Reproduce the listing word for word, leaving every picture behind.

=======

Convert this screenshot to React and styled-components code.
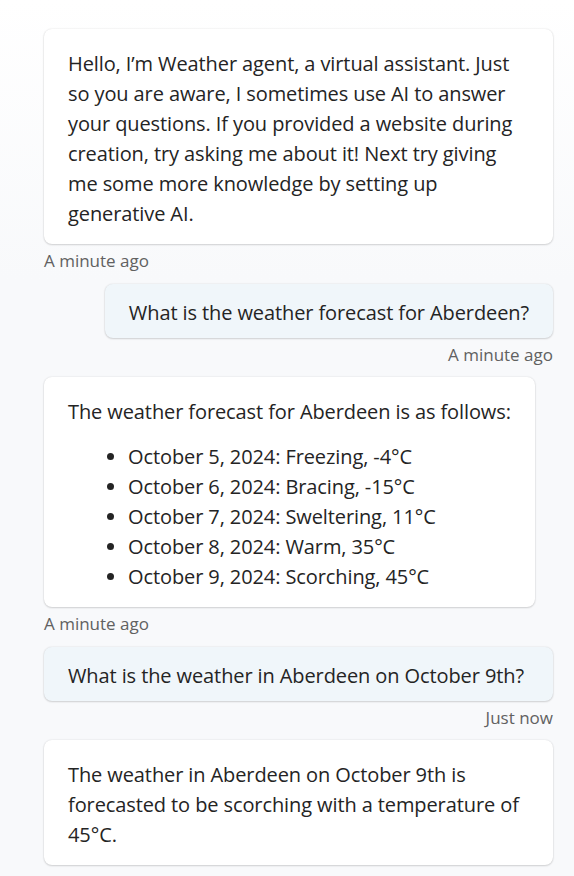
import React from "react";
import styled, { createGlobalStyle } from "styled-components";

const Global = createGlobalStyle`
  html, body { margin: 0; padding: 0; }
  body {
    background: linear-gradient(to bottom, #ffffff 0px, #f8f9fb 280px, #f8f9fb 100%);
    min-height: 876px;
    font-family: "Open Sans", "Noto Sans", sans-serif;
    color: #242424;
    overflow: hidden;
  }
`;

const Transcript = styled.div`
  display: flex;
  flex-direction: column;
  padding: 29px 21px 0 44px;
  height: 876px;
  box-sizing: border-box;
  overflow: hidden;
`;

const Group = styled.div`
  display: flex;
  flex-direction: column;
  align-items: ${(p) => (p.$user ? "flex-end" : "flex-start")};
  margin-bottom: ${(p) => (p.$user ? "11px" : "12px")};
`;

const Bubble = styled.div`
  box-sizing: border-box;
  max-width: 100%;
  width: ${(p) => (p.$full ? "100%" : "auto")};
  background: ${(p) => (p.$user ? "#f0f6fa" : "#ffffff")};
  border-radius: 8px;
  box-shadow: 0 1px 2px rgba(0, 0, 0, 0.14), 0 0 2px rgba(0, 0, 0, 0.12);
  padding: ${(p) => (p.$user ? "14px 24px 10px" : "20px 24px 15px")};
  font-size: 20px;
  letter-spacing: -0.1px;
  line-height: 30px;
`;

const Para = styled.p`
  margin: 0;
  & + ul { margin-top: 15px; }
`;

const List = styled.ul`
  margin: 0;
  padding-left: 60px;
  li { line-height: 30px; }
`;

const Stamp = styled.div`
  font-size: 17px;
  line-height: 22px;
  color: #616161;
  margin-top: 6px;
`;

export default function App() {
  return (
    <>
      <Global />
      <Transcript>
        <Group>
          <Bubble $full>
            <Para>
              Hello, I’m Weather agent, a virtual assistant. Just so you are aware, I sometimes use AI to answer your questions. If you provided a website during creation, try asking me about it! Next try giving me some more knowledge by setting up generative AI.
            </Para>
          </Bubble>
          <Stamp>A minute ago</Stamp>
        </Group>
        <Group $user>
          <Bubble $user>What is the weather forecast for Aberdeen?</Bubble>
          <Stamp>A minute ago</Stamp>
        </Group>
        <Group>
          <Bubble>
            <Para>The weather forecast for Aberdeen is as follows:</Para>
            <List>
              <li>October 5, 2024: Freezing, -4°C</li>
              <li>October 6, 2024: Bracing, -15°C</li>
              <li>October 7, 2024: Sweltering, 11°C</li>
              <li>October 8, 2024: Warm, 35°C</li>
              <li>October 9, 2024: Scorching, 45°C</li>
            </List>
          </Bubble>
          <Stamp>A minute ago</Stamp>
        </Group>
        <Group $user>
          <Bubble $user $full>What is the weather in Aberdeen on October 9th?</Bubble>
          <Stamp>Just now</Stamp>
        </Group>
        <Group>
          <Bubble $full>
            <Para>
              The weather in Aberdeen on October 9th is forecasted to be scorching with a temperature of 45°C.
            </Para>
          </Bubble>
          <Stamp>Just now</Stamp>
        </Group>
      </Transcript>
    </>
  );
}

=======

#### [Response to this task]
Convert this screenshot to React and styled-components code.
import React from "react";
import styled, { createGlobalStyle } from "styled-components";

const Global = createGlobalStyle`
  html, body { margin: 0; padding: 0; }
  body {
    background: linear-gradient(to bottom, #ffffff 0px, #f8f9fb 280px, #f8f9fb 100%);
    min-height: 876px;
    font-family: "Open Sans", "Noto Sans", sans-serif;
    color: #242424;
    overflow: hidden;
  }
`;

const Transcript = styled.div`
  display: flex;
  flex-direction: column;
  padding: 29px 21px 0 44px;
  height: 876px;
  box-sizing: border-box;
  overflow: hidden;
`;

const Group = styled.div`
  display: flex;
  flex-direction: column;
  align-items: ${(p) => (p.$user ? "flex-end" : "flex-start")};
  margin-bottom: ${(p) => (p.$user ? "11px" : "12px")};
`;

const Bubble = styled.div`
  box-sizing: border-box;
  max-width: 100%;
  width: ${(p) => (p.$full ? "100%" : "auto")};
  background: ${(p) => (p.$user ? "#f0f6fa" : "#ffffff")};
  border-radius: 8px;
  box-shadow: 0 1px 2px rgba(0, 0, 0, 0.14), 0 0 2px rgba(0, 0, 0, 0.12);
  padding: ${(p) => (p.$user ? "14px 24px 10px" : "20px 24px 15px")};
  font-size: 20px;
  letter-spacing: -0.1px;
  line-height: 30px;
`;

const Para = styled.p`
  margin: 0;
  & + ul { margin-top: 15px; }
`;

const List = styled.ul`
  margin: 0;
  padding-left: 60px;
  li { line-height: 30px; }
`;

const Stamp = styled.div`
  font-size: 17px;
  line-height: 22px;
  color: #616161;
  margin-top: 6px;
`;

export default function App() {
  return (
    <>
      <Global />
      <Transcript>
        <Group>
          <Bubble $full>
            <Para>
              Hello, I’m Weather agent, a virtual assistant. Just so you are aware, I sometimes use AI to answer your questions. If you provided a website during creation, try asking me about it! Next try giving me some more knowledge by setting up generative AI.
            </Para>
          </Bubble>
          <Stamp>A minute ago</Stamp>
        </Group>
        <Group $user>
          <Bubble $user>What is the weather forecast for Aberdeen?</Bubble>
          <Stamp>A minute ago</Stamp>
        </Group>
        <Group>
          <Bubble>
            <Para>The weather forecast for Aberdeen is as follows:</Para>
            <List>
              <li>October 5, 2024: Freezing, -4°C</li>
              <li>October 6, 2024: Bracing, -15°C</li>
              <li>October 7, 2024: Sweltering, 11°C</li>
              <li>October 8, 2024: Warm, 35°C</li>
              <li>October 9, 2024: Scorching, 45°C</li>
            </List>
          </Bubble>
          <Stamp>A minute ago</Stamp>
        </Group>
        <Group $user>
          <Bubble $user $full>What is the weather in Aberdeen on October 9th?</Bubble>
          <Stamp>Just now</Stamp>
        </Group>
        <Group>
          <Bubble $full>
            <Para>
              The weather in Aberdeen on October 9th is forecasted to be scorching with a temperature of 45°C.
            </Para>
          </Bubble>
          <Stamp>Just now</Stamp>
        </Group>
      </Transcript>
    </>
  );
}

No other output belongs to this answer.